__Given exercise__
Provide the count of lines that hold "this" and no other output.

--- BEGIN Materials provided ---

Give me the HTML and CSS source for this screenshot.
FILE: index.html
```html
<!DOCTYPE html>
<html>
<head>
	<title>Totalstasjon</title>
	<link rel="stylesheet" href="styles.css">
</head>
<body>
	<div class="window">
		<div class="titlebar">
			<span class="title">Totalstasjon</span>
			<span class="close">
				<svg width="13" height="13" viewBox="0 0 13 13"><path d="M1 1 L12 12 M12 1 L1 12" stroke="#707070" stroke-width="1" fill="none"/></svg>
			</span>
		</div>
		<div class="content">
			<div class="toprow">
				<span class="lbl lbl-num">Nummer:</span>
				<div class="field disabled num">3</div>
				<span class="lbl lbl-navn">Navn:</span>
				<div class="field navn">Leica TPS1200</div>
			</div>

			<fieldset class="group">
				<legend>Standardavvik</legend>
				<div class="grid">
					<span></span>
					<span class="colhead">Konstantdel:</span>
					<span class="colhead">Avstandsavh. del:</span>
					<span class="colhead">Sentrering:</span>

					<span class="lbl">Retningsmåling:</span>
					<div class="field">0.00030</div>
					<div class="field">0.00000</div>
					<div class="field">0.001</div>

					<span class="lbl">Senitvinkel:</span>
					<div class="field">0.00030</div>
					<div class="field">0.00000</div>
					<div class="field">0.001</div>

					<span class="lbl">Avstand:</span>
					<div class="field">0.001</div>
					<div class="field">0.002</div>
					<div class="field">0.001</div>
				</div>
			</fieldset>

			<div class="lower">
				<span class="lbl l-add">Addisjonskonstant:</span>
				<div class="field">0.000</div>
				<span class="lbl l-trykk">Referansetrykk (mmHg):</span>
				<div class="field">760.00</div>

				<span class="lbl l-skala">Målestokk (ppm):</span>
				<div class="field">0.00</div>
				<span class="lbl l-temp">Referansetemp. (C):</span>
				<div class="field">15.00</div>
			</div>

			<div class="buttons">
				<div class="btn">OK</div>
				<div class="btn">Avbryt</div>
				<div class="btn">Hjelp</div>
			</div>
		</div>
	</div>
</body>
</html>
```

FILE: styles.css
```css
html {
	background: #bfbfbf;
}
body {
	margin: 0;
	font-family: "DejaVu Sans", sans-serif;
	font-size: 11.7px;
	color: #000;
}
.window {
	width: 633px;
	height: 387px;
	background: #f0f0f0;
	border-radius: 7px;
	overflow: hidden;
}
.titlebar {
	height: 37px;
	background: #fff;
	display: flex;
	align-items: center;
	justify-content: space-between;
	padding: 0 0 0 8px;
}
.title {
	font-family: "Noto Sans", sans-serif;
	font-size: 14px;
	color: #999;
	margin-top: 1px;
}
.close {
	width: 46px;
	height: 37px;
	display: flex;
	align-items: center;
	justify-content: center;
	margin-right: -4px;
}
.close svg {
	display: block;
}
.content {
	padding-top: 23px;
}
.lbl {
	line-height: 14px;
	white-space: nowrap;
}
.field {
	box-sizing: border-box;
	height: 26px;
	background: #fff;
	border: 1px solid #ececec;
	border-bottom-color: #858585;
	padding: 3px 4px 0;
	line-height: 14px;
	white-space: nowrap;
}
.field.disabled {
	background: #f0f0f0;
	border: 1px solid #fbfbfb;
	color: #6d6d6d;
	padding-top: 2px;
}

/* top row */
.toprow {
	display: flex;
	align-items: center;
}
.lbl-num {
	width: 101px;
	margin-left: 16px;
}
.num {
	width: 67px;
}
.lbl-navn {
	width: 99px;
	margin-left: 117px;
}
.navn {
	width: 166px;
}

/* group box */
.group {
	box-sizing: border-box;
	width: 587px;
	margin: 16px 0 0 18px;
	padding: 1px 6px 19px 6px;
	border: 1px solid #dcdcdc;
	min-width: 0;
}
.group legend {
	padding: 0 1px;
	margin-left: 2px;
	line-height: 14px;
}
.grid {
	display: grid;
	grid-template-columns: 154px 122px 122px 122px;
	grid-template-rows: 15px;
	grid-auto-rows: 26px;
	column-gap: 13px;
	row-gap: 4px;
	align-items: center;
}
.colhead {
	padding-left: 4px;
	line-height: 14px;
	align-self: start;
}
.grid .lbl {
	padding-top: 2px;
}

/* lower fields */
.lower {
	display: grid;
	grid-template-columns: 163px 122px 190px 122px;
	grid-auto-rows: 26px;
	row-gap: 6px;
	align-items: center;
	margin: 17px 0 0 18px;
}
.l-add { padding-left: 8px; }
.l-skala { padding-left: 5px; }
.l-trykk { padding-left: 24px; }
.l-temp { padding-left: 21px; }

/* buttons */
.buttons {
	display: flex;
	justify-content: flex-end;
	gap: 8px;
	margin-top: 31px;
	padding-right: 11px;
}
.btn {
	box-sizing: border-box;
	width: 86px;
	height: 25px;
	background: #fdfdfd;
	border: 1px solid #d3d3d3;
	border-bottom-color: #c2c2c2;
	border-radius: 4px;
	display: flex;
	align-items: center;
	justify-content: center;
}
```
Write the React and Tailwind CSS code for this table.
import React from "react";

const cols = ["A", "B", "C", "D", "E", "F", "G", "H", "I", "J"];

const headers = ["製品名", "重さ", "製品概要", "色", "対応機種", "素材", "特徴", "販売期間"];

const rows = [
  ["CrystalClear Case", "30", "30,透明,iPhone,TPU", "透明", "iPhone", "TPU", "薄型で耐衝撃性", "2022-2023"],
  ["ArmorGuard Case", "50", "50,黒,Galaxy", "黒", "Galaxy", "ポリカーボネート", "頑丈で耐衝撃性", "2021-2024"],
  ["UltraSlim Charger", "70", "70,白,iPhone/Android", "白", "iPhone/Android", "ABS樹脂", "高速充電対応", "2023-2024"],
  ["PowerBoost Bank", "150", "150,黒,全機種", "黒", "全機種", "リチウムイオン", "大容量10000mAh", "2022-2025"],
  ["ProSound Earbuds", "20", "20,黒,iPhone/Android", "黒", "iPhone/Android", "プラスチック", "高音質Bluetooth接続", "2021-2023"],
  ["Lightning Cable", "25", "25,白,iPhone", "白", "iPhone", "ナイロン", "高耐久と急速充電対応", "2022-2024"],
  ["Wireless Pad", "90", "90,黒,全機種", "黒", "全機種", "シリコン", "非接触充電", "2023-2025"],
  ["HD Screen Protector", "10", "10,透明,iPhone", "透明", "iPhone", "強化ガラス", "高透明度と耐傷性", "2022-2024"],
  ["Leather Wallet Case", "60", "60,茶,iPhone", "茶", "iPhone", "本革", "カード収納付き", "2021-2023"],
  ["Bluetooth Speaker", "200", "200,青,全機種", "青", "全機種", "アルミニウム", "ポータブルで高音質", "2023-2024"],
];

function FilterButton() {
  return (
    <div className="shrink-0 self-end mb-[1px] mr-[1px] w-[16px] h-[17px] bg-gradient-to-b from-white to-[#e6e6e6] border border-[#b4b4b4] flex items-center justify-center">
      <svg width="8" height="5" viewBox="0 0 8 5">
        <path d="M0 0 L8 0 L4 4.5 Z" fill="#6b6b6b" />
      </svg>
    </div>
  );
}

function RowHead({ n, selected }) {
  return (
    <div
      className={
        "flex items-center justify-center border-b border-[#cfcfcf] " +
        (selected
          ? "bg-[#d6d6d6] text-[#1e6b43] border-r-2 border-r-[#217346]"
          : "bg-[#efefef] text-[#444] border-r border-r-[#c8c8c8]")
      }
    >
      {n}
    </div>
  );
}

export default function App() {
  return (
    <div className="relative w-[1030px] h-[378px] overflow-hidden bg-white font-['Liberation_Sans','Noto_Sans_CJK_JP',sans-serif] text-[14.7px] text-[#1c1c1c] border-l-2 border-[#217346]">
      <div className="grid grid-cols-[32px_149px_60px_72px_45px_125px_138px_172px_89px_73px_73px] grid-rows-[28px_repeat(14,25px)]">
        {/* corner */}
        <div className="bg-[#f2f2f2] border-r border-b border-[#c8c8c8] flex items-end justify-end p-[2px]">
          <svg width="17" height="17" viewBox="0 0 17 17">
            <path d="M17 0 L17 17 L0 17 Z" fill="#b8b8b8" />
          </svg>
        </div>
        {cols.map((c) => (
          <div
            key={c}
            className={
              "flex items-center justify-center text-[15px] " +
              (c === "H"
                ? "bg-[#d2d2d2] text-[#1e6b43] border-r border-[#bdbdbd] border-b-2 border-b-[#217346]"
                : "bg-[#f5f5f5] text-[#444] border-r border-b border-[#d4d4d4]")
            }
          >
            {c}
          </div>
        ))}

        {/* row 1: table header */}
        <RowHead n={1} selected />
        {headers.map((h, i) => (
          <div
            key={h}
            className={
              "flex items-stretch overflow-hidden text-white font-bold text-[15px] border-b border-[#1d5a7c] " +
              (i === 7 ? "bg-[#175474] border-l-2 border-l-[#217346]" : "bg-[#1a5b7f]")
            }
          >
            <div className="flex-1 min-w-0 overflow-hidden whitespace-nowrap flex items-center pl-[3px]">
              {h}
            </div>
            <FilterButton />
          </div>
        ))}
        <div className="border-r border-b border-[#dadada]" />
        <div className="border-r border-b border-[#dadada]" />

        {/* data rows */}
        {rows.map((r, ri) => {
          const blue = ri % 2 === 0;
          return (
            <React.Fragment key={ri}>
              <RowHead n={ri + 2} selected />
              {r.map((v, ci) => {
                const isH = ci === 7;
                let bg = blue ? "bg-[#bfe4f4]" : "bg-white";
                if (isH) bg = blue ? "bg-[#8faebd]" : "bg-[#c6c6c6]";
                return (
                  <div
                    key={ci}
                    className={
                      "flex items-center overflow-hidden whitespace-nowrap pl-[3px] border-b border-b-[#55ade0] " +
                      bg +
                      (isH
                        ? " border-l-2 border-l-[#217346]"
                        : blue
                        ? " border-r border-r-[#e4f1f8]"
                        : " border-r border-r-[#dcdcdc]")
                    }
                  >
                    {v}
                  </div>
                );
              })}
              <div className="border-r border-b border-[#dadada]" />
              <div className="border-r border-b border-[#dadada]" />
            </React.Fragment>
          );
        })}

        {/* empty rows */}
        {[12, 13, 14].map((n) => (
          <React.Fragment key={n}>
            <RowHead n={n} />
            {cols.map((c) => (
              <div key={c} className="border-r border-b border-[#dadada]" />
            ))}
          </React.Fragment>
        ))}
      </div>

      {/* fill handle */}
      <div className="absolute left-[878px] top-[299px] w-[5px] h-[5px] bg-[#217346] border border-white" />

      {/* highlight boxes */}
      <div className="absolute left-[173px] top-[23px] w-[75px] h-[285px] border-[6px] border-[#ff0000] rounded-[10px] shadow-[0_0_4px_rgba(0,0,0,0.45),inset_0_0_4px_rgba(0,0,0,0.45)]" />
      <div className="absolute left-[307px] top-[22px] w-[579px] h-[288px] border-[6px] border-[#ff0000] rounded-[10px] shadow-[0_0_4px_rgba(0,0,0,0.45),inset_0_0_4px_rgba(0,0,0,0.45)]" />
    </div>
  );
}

--- END Materials provided ---

__Output below__
2